Ilya’s Ten Characters albums were a series of narrative drawings made from 1970–4. Each album revolves around the life of an imaginary figure, including commentaries by their friends and casual observers. The characters tend to be isolated and lonely artists, and their fantastical stories embody different strategies for survival within a totalitarian regime.
These works straddle art and literature, a quality that is emphasised by their physical presence as albums whose pages are turned like those of a book. The small scale reflects the circumstances of their production. They were made surreptitiously within the confines of the Moscow studio, where they could be shown to small groups of trusted friends.
The theme of flight appears throughout the Kabakovs’ work. From the solitary flies in Ilya’s early paintings, it has been associated with the possibility of escape – whether from the oppression of the Soviet Union, or more generally from the harsh reality of life.
Spanning twenty years, the works in this room focus on the figure of the angel, an enduring symbol that has appeared throughout the history of art.

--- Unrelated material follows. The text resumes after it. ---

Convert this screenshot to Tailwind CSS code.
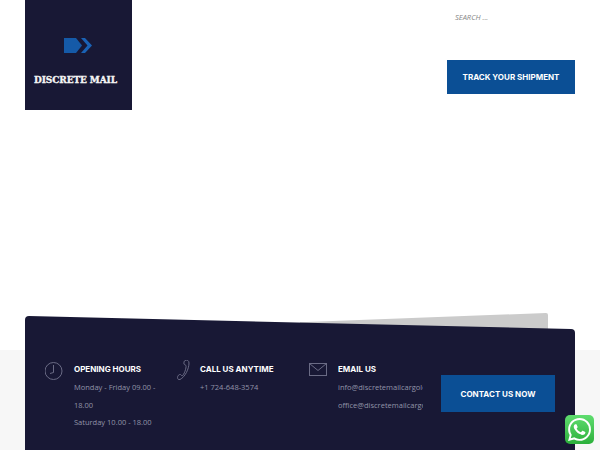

For the Kabakovs, the angel is a stateless being that is free from earthly and bureaucratic constraints.
Following Ilya’s departure from the Soviet Union, the Kabakovs now live in New York State, and remain continuously active, developing new projects to be exhibited around the world. ‘Our life consists of our work, dreams and discussions’, Emilia Kabakov has said. ‘We are lucky: we manage to transform reality into fantasy and permanently stay there.’